Queen of Bebop
The Musical Lives of Sarah Vaughan
By Elaine M. Hayes
Ecco. 419 pp. $27.99
Reviewed by Farah Jasmine Griffin
Along with Billie Holiday and Ella Fitzgerald, Sarah Vaughan is one of a triumvirate of classic jazz vocalists. She has not inspired the same attention as the others, which makes Queen of Bebop all the more necessary and exciting.
As a title, "Queen of Bebop" misleads about the scope of Vaughan's music and the book's actual exploration of her career. Yes, she did establish herself as an innovative bebop vocalist, yet she spent much of her life trying to break free of the limitations of that category. Elaine M. Hayes documents her struggles and triumphs as a "symphonic diva, singing jazz in venues previously reserved for classical music and opera."

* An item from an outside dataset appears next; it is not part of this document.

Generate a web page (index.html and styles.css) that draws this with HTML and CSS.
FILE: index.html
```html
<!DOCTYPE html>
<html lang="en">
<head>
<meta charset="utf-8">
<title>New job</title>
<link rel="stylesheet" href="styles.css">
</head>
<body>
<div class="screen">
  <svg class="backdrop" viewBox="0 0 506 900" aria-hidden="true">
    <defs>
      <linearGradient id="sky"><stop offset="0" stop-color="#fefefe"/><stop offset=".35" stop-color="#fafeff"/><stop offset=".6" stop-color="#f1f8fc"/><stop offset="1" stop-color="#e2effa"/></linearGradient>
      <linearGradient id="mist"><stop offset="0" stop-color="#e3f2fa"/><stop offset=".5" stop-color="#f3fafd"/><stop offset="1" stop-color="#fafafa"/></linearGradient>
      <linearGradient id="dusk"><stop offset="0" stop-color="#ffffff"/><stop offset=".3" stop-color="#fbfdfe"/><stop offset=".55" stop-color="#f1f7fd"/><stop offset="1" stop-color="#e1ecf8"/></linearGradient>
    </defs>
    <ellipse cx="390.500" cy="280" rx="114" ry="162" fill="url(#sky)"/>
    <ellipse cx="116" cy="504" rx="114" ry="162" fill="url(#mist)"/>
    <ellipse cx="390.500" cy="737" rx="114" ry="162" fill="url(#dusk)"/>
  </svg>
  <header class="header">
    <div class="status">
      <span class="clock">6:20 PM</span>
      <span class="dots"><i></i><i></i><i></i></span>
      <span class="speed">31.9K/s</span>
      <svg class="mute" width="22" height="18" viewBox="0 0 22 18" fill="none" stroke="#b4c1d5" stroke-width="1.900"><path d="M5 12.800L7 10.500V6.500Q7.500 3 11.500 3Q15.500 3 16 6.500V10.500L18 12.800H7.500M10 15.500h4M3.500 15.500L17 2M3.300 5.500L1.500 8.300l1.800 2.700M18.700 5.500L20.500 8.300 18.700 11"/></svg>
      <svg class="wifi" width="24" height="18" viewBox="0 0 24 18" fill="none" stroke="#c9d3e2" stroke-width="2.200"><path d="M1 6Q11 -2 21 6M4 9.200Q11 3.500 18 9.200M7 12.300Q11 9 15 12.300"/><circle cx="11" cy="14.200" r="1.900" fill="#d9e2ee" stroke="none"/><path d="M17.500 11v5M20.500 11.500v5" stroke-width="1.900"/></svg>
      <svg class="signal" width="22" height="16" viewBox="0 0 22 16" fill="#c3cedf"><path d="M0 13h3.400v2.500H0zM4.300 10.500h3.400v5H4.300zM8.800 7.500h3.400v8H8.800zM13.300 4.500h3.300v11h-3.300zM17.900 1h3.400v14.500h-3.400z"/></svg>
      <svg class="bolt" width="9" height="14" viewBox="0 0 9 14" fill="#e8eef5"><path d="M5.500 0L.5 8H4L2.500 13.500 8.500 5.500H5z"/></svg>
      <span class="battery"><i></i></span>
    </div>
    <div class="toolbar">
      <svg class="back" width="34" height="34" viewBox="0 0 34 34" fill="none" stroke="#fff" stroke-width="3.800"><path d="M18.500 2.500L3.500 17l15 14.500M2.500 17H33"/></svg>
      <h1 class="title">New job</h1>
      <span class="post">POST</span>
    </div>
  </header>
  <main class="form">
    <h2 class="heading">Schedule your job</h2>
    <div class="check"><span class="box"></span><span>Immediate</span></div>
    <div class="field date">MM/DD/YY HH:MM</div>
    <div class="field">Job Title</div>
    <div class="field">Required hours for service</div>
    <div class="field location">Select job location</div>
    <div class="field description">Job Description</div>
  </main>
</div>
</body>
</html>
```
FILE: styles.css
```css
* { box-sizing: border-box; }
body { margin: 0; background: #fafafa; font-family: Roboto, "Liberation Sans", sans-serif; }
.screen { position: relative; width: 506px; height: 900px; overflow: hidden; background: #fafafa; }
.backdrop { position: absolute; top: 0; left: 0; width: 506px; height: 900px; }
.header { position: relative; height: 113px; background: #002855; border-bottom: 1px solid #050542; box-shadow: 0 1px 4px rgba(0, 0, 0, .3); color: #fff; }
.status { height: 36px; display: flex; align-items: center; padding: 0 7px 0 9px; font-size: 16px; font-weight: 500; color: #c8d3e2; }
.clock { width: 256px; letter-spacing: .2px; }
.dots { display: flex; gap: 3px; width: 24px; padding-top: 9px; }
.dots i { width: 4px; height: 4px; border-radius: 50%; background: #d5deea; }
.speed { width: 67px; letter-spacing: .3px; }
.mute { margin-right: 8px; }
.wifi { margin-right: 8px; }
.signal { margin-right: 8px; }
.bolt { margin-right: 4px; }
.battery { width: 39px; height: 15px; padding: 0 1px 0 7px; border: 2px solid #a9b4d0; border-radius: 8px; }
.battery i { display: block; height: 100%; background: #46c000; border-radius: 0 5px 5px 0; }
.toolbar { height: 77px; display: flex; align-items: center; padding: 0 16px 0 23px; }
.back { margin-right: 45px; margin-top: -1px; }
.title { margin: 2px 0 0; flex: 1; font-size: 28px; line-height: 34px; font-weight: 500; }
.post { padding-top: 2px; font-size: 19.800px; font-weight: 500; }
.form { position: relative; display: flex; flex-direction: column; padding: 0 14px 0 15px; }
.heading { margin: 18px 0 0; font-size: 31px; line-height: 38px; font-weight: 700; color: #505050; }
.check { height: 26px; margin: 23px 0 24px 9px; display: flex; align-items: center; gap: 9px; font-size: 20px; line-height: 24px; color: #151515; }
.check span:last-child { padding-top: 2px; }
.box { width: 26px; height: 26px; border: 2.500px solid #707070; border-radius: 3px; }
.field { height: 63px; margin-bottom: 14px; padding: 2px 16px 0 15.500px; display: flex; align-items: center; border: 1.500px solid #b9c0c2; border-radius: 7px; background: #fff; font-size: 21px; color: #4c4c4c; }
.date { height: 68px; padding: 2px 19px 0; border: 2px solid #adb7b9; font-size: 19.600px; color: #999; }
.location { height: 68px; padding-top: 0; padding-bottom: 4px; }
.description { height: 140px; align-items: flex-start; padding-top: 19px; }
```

As a Newark, N.J., choirgirl, Vaughan won the Apollo's famed Amateur Night and toured with Dizzy Gillespie, Charlie Parker, and Billy Eckstine. After she appeared at New York's Town Hall in 1947, critics hailed her as something new, a vocalist who, like her instrumentalist bandmates, released jazz from the dominance of swing into the realm of complex, abstract high art. "I wish I could play piano like I think, but I can't," she said. "My fingers. My mind. I sing faster. I can think what I'm thinking and sing it, but I can't play it."
Born in 1924, Vaughan was a child of the Great Migration and Jim Crow America. Her parents went north from Virginia in search of greater economic opportunity and political freedom. But in Newark, they encountered racial segregation and oppression, which shaped Vaughan's experiences as a young artist. On tour, she and her bandmates encountered one indignity after another.

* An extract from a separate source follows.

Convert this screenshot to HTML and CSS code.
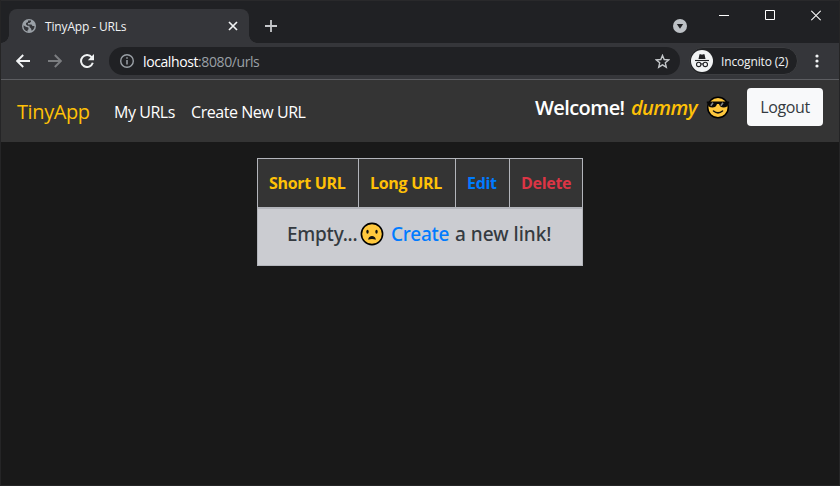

Vaughan also faced gender-based violence. Her colleagues beat her. It was a high price to pay for admission into the boys' club of jazz instrumentalists. But she made the most of her opportunities to hone her natural abilities and experiment within a community that appreciated invention. Black audiences and white jazz fans and DJs made sure broader audiences heard her.
Hayes does not gloss over Vaughan's longstanding taste for cocaine and marijuana or her unfortunate pattern of making her often-abusive husbands her managers. But none of this detracts from Vaughan's brilliance or musical contribution. Queen of Bebop models a way of understanding the artistry of jazz musicians - as important central figures in creating the best America has offered the world.